Robot vacuums have been around for a while now. I’ve always been a tad skeptical about how they actually perform in a real household setting. How can something that usually looks like an oversize dish plate really have the suction power to do a decent job. I’ve been watching the Deebot OZMO 900 do its thing around my house for a week now and I have to say it’s a handy piece of kit.

Before I go on I can assure you this is no replacement for a device such as the Dyson V10, that thing could suck the paint off walls. But as a maintenance device, I can honestly say the OZMO 900 is very accomplished. I actually don’t think I’ve lifted the Dyson off its wall dock now for at least 4 days, that’s down from daily usage.

In short, this effort from Ecovacs comes very close to fulfilling that dream most people have, an automated assistant that does the dirty work. For the rest of this article the Deebot OZMO 900 will simply be known as ‘Boris’. Yes, you can give it a name, so rather oddly I did. Boris is a pretty smart cookie, the smaller disc on top shoots out a Lidar beam to literally map your house in 2D. It bounces a light beam off hard surfaces such as walls, kitchen benches or a lounge setting to work out where it should be going. It even starts drawing a map of outside the house as it shoots through windows.
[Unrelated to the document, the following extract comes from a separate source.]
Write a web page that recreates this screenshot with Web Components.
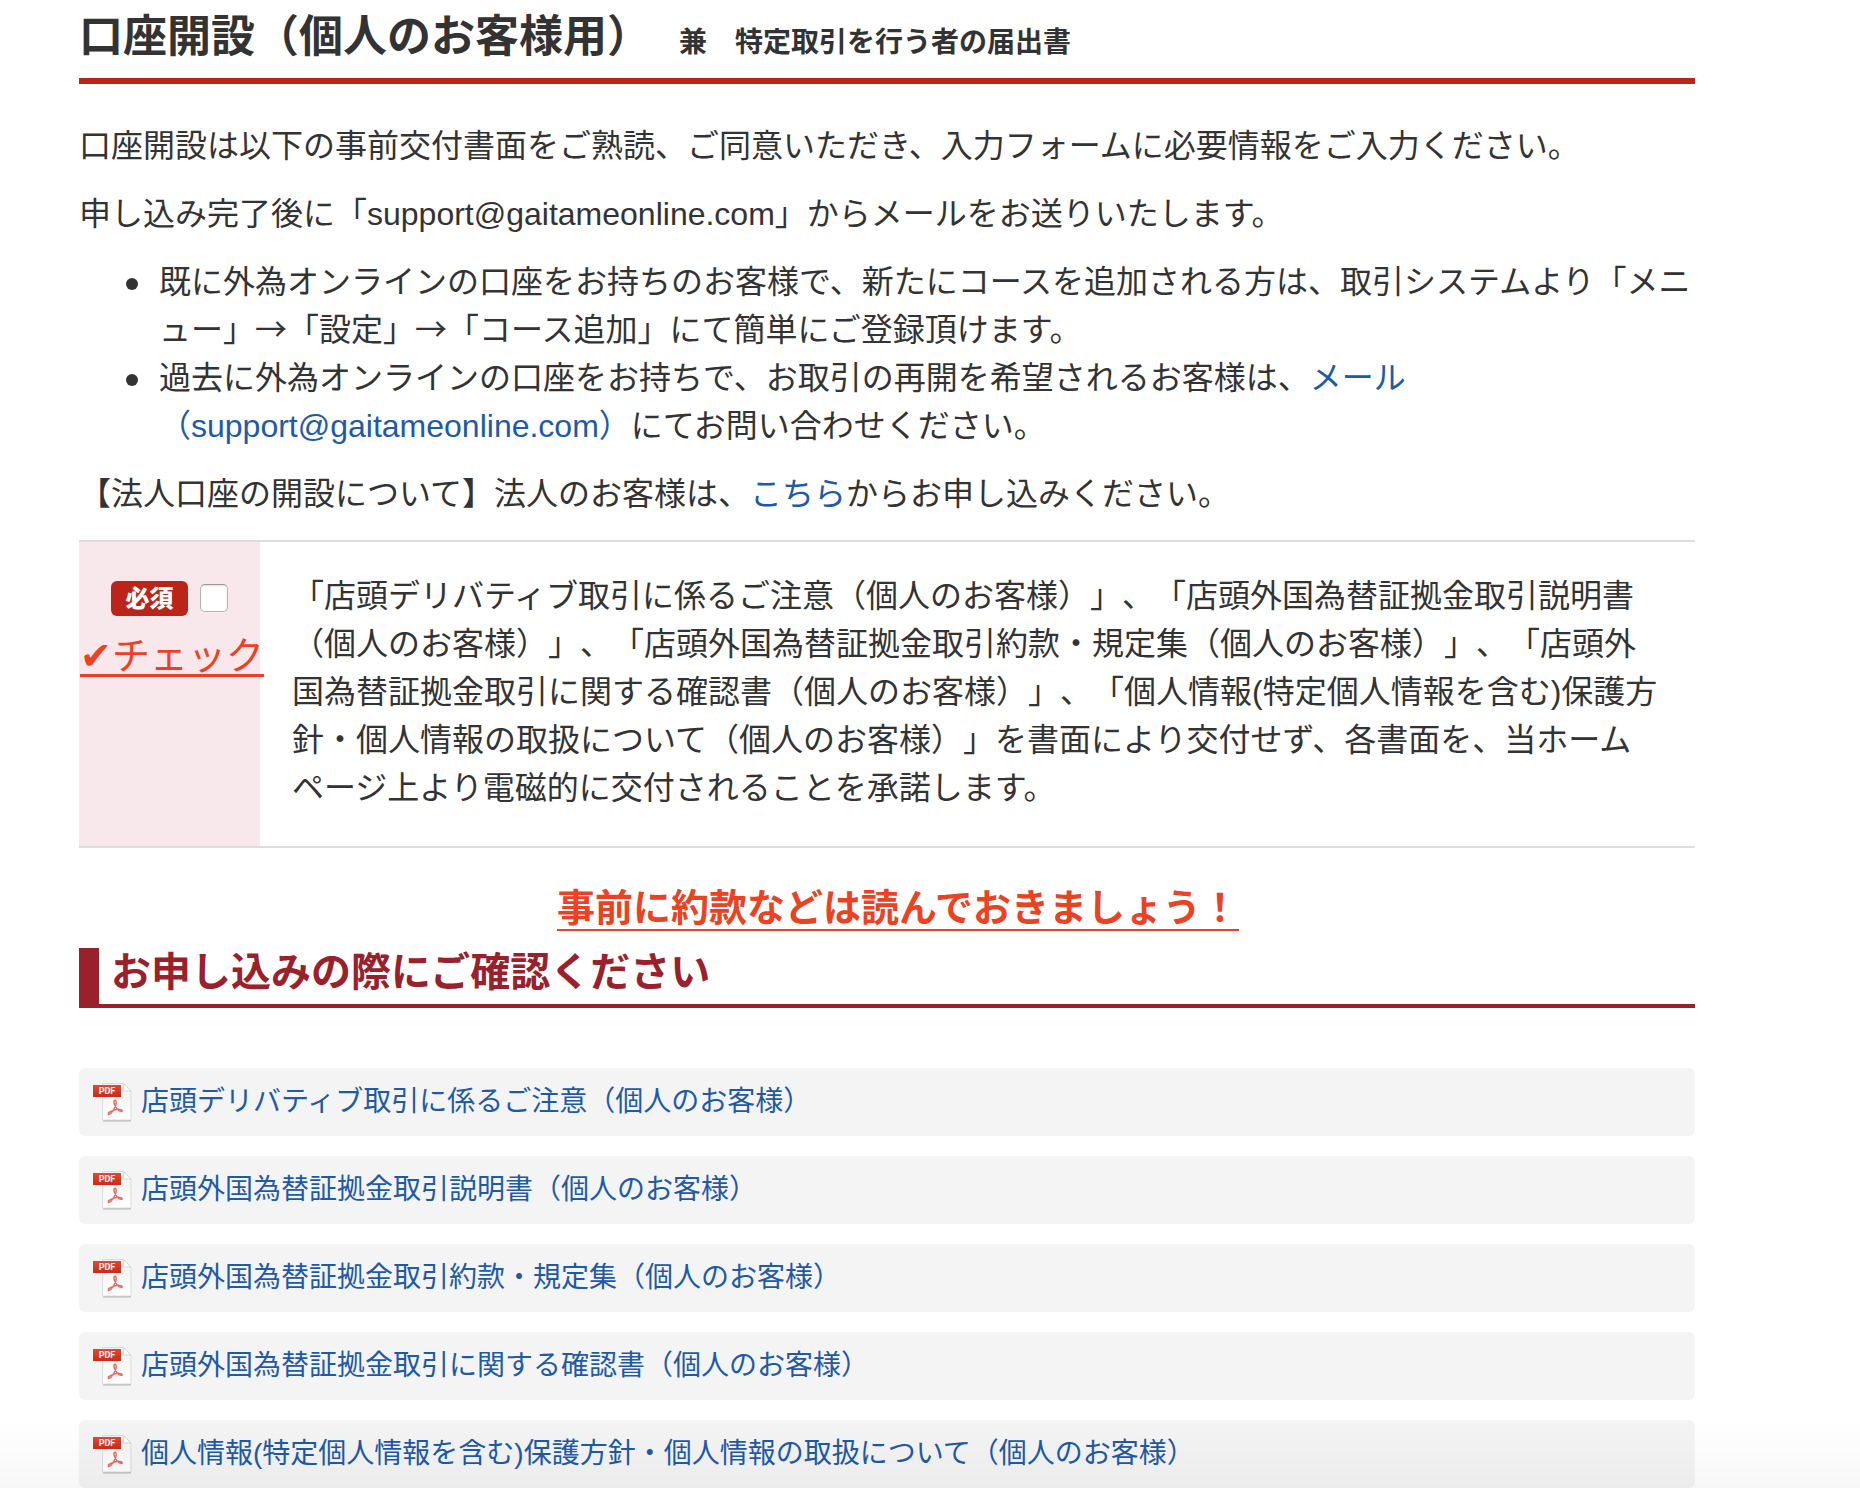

The biggest problem with many robot vacuums is that they can end up as unwanted guests. For example, I don’t want the thing anywhere near my son’s play mat and the 15,000 pieces of LEGO. Via the Ecovacs Home app for iOS and Android you can actually draw exclusion zones, the equivalent of an electric fence for that mad dog next door.

There’s also a mopping feature via a microfibre cloth connection that is slowly sprayed with water from a tiny reservoir. This latter feature will never replace a mop and bucket, but it does go some way to removing that sticky underfoot feel when used regularly.

Being a smart home device freak I’m wrapped with its Google Home and Amazon Alexa compatibility. Given I’ve also named the machine Boris I can simply sit back and say, “Hey Google, get Boris to clean”. The instructions are pretty basic in this area, with the only other one telling it to go back to its charging dock. But hey, why not?

Speaking of charging, to do my whole single level house would take about 100 minutes, sometimes split over a couple of sessions. For example, if I’m planning on leaving all the doors open for it to do four carpeted bedrooms the battery will drain quicker. But it cleverly returns to the charging dock for a period prior to picking up where it left off. That’s an area of about 78m², not including exclusion zones and areas occupied by furniture. Sounds like ages, but this is all taking place when no one is home.

Boris has become a bit of menacing character, twice waking us up in the dead of night. Mainly due to me scheduling a clean for midnight rather than midday. You can just imagine my better half’s horror when a white glow from its Wi-Fi display and power button started to emerge from down the hallway. Boris then insisted on slowly but determinedly pushing our slightly ajar door open and entering our room to do its thing. I also don’t think the cat has fully comprehended what the hell is going on. I’ve also has some pretty odd text exchanges with my wife over it, here’s exhibit A:

The problem for many who want to use this machine is the fact it hates cables, or clothing or anything too large left on the floor. Somehow, I’ve managed to create the perfect environment for it to make its way around the house. But as Trevor was explaining to me prior to the review, good luck if you have three kids at home, it’s simply not able to navigate such a complicated environment just yet.

This is a $1000 product, so still a pretty elite piece of hardware. But in some cases, such as my own, where you have an open plan house with mostly bamboo flooring it really just works.